Check each line for the string "this". Give only the count of lines that have it.

**Data section**:
------------------------------------

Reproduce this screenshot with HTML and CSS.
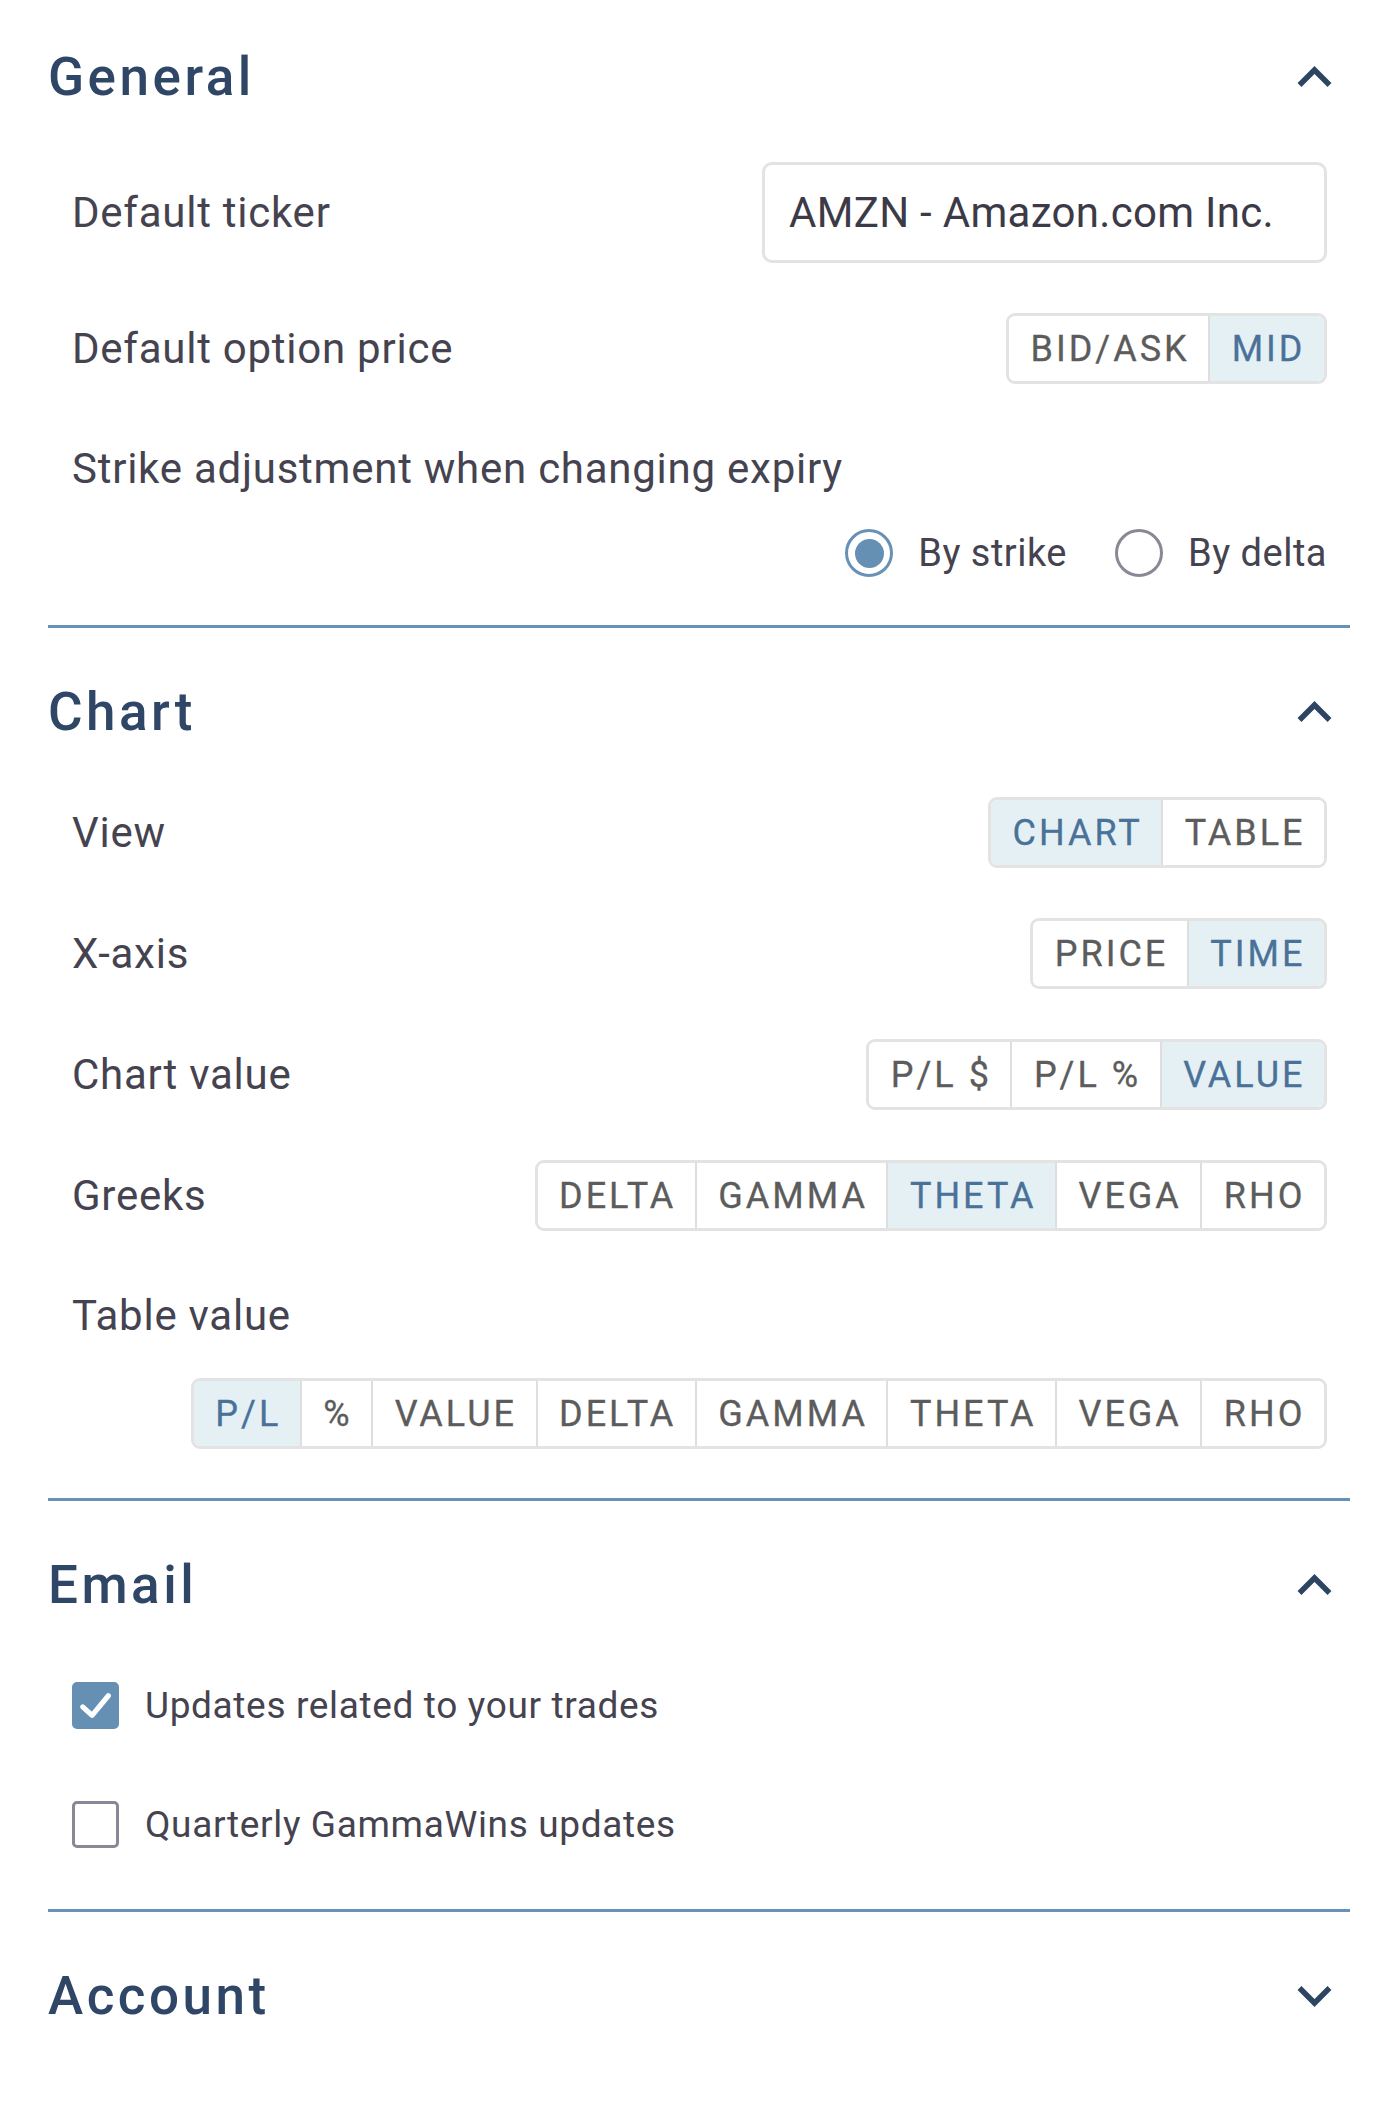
FILE: index.html
```html
<!DOCTYPE html>
<html lang="en">
<head>
<meta charset="utf-8">
<title>Settings</title>
<link rel="stylesheet" href="styles.css">
</head>
<body>
<div class="page">

  <section class="section">
    <div class="section-head">
      <h2 class="section-title">General</h2>
      <svg class="chev" viewBox="0 0 36 22"><polyline points="3,19 18,4 33,19"/></svg>
    </div>
    <div class="section-body">
      <div class="row">
        <span class="label">Default ticker</span>
        <div class="ticker">AMZN - Amazon.com Inc.</div>
      </div>
      <div class="row">
        <span class="label">Default option price</span>
        <div class="seg">
          <span class="seg-item">BID/ASK</span>
          <span class="seg-item active">MID</span>
        </div>
      </div>
      <div class="row stacked">
        <span class="label">Strike adjustment when changing expiry</span>
        <div class="radios">
          <label class="radio"><span class="radio-dot checked"></span><span class="radio-text">By strike</span></label>
          <label class="radio"><span class="radio-dot"></span><span class="radio-text">By delta</span></label>
        </div>
      </div>
    </div>
  </section>

  <section class="section">
    <div class="section-head">
      <h2 class="section-title">Chart</h2>
      <svg class="chev" viewBox="0 0 36 22"><polyline points="3,19 18,4 33,19"/></svg>
    </div>
    <div class="section-body">
      <div class="row">
        <span class="label">View</span>
        <div class="seg">
          <span class="seg-item active">CHART</span>
          <span class="seg-item">TABLE</span>
        </div>
      </div>
      <div class="row">
        <span class="label">X-axis</span>
        <div class="seg">
          <span class="seg-item">PRICE</span>
          <span class="seg-item active">TIME</span>
        </div>
      </div>
      <div class="row">
        <span class="label">Chart value</span>
        <div class="seg">
          <span class="seg-item">P/L $</span>
          <span class="seg-item">P/L %</span>
          <span class="seg-item active">VALUE</span>
        </div>
      </div>
      <div class="row">
        <span class="label">Greeks</span>
        <div class="seg">
          <span class="seg-item">DELTA</span>
          <span class="seg-item">GAMMA</span>
          <span class="seg-item active">THETA</span>
          <span class="seg-item">VEGA</span>
          <span class="seg-item">RHO</span>
        </div>
      </div>
      <div class="row stacked wide-gap">
        <span class="label">Table value</span>
        <div class="seg">
          <span class="seg-item active">P/L</span>
          <span class="seg-item">%</span>
          <span class="seg-item">VALUE</span>
          <span class="seg-item">DELTA</span>
          <span class="seg-item">GAMMA</span>
          <span class="seg-item">THETA</span>
          <span class="seg-item">VEGA</span>
          <span class="seg-item">RHO</span>
        </div>
      </div>
    </div>
  </section>

  <section class="section">
    <div class="section-head">
      <h2 class="section-title">Email</h2>
      <svg class="chev" viewBox="0 0 36 22"><polyline points="3,19 18,4 33,19"/></svg>
    </div>
    <div class="section-body email-body">
      <label class="check-row">
        <span class="checkbox checked"><svg viewBox="0 0 48 48"><polyline points="9,25 20,35 39,12"/></svg></span>
        <span class="check-text">Updates related to your trades</span>
      </label>
      <label class="check-row">
        <span class="checkbox"></span>
        <span class="check-text">Quarterly GammaWins updates</span>
      </label>
    </div>
  </section>

  <section class="section collapsed">
    <div class="section-head">
      <h2 class="section-title">Account</h2>
      <svg class="chev" viewBox="0 0 36 22"><polyline points="3,3 18,18 33,3"/></svg>
    </div>
  </section>

</div>
</body>
</html>
```

FILE: styles.css
```css
* { box-sizing: border-box; }

html, body {
  margin: 0;
  padding: 0;
  background: #ffffff;
}

body {
  font-family: Roboto, "Noto Sans", "Liberation Sans", sans-serif;
  color: #45434f;
}

.page {
  padding: 0 48px;
}

.section {
  border-bottom: 3px solid #6891b7;
}

.section + .section {
  padding-top: 7px;
}

.section.collapsed {
  border-bottom: none;
}

.section-head {
  height: 154px;
  display: flex;
  align-items: center;
  justify-content: space-between;
  padding-right: 17px;
}

.section-title {
  margin: 0;
  font-size: 53px;
  font-weight: 500;
  letter-spacing: 3.5px;
  color: #2f4666;
  line-height: 1;
}

.chev {
  width: 37px;
  height: 22px;
  fill: none;
  stroke: #2d4562;
  stroke-width: 5.5;
  stroke-linecap: butt;
  stroke-linejoin: miter;
}

.section-body {
  display: flex;
  flex-direction: column;
  gap: 50px;
  padding: 8px 23px 48px 24px;
}

.row {
  display: flex;
  align-items: center;
  justify-content: space-between;
}

.row.stacked {
  flex-direction: column;
  align-items: stretch;
  gap: 35px;
  padding-top: 10px;
}

.row.stacked.wide-gap {
  gap: 37px;
  margin-bottom: 1px;
}

.row.stacked .label {
  line-height: 50px;
}

.row.stacked .seg,
.row.stacked .radios {
  align-self: flex-end;
}

.label {
  font-size: 42px;
  letter-spacing: 0.75px;
  color: #45434f;
  line-height: 50px;
}

.ticker {
  width: 565px;
  height: 101px;
  border: 3px solid #e3e3e3;
  border-radius: 10px;
  padding-left: 24px;
  display: flex;
  align-items: center;
  font-size: 42px;
  letter-spacing: 0.3px;
  color: #3c3a47;
}

.seg {
  display: inline-flex;
  border: 3px solid #e3e3e3;
  border-radius: 9px;
  overflow: hidden;
  height: 71px;
}

.seg-item {
  display: flex;
  align-items: center;
  padding: 0 18.5px 0 21.5px;
  font-size: 36px;
  font-weight: 400;
  letter-spacing: 3px;
  color: #5c5c5c;
  background: #ffffff;
  -webkit-text-stroke: 0.3px currentColor;
}

.seg-item + .seg-item {
  border-left: 2px solid #dedede;
}

.seg-item.active {
  background: #e5f0f5;
  color: #4a7299;
}

.radios {
  display: flex;
  align-items: center;
  gap: 48px;
  height: 48px;
}

.radio {
  display: flex;
  align-items: center;
  gap: 25px;
}

.radio-dot {
  width: 48px;
  height: 48px;
  border-radius: 50%;
  border: 3px solid #8b8896;
  display: flex;
  align-items: center;
  justify-content: center;
}

.radio-dot.checked {
  border-color: #6891b7;
}

.radio-dot.checked::after {
  content: "";
  width: 29px;
  height: 29px;
  border-radius: 50%;
  background: #6590b4;
}

.radio-text {
  font-size: 38px;
  letter-spacing: 0.5px;
  color: #45434f;
}

.email-body {
  gap: 48px;
  padding-left: 24px;
  padding-bottom: 49px;
}

.check-row {
  display: flex;
  align-items: center;
  gap: 26px;
  height: 71px;
}

.checkbox {
  width: 47px;
  height: 47px;
  border-radius: 5px;
  border: 3px solid #8b8896;
  display: flex;
  align-items: center;
  justify-content: center;
}

.checkbox.checked {
  background: #6590b4;
  border-color: #6590b4;
}

.checkbox svg {
  width: 44px;
  height: 44px;
  fill: none;
  stroke: #ffffff;
  stroke-width: 6;
  stroke-linecap: round;
  stroke-linejoin: round;
}

.check-text {
  font-size: 37px;
  letter-spacing: 0.65px;
  color: #45434f;
}
```
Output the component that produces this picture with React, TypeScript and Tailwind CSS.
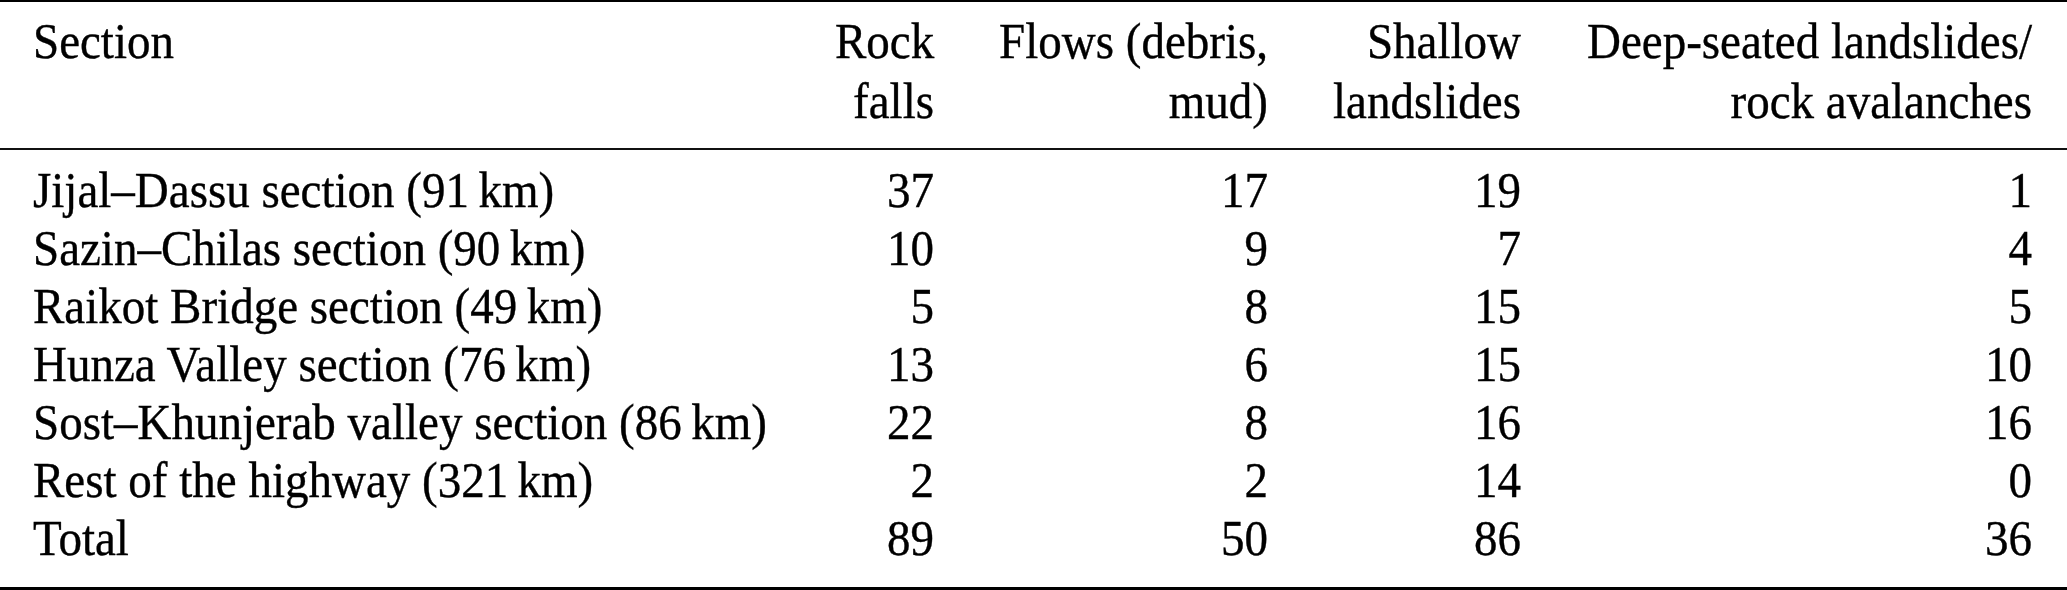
import React from "react";

const rows: string[][] = [
  ["Jijal–Dassu section (91\u2009km)", "37", "17", "19", "1"],
  ["Sazin–Chilas section (90\u2009km)", "10", "9", "7", "4"],
  ["Raikot Bridge section (49\u2009km)", "5", "8", "15", "5"],
  ["Hunza Valley section (76\u2009km)", "13", "6", "15", "10"],
  ["Sost–Khunjerab valley section (86\u2009km)", "22", "8", "16", "16"],
  ["Rest of the highway (321\u2009km)", "2", "2", "14", "0"],
  ["Total", "89", "50", "86", "36"],
];

const header: string[][] = [
  ["Section"],
  ["Rock", "falls"],
  ["Flows (debris,", "mud)"],
  ["Shallow", "landslides"],
  ["Deep-seated landslides/", "rock avalanches"],
];

// glyphs in the reference are a little taller than their width suggests
function Txt({ children }: { children: React.ReactNode }) {
  return <span className="inline-block whitespace-nowrap origin-[center_70%] scale-y-[1.09]">{children}</span>;
}

const cols = "grid grid-cols-[1fr_99px_269px_188px_446px] gap-x-[65px] pl-[33px] pr-[35px]";

export default function App() {
  return (
    <div className="w-[2067px] h-[590px] bg-white text-black [font-family:'Liberation_Serif','Times_New_Roman',serif] text-[47px] [-webkit-text-stroke:0.35px_black] border-t-[2px] border-b-[3px] border-black">
      <div className={`${cols} pt-[10px] pb-[16px] leading-[60px]`}>
        {header.map((lines, i) => (
          <div key={i} className={i === 0 ? "text-left" : "text-right"}>
            {lines.map((l) => (
              <div key={l}>
                <Txt>{l}</Txt>
              </div>
            ))}
          </div>
        ))}
      </div>
      <div className="h-[2px] bg-[#111]" />
      <div className={`${cols} pt-[12px] pb-[19px] leading-[58px]`}>
        {rows.map((r) =>
          r.map((cell, j) => (
            <div key={r[0] + j} className={j === 0 ? "text-left" : "text-right"}>
              <Txt>{cell}</Txt>
            </div>
          ))
        )}
      </div>
    </div>
  );
}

------------------------------------

**Answer in full**:
2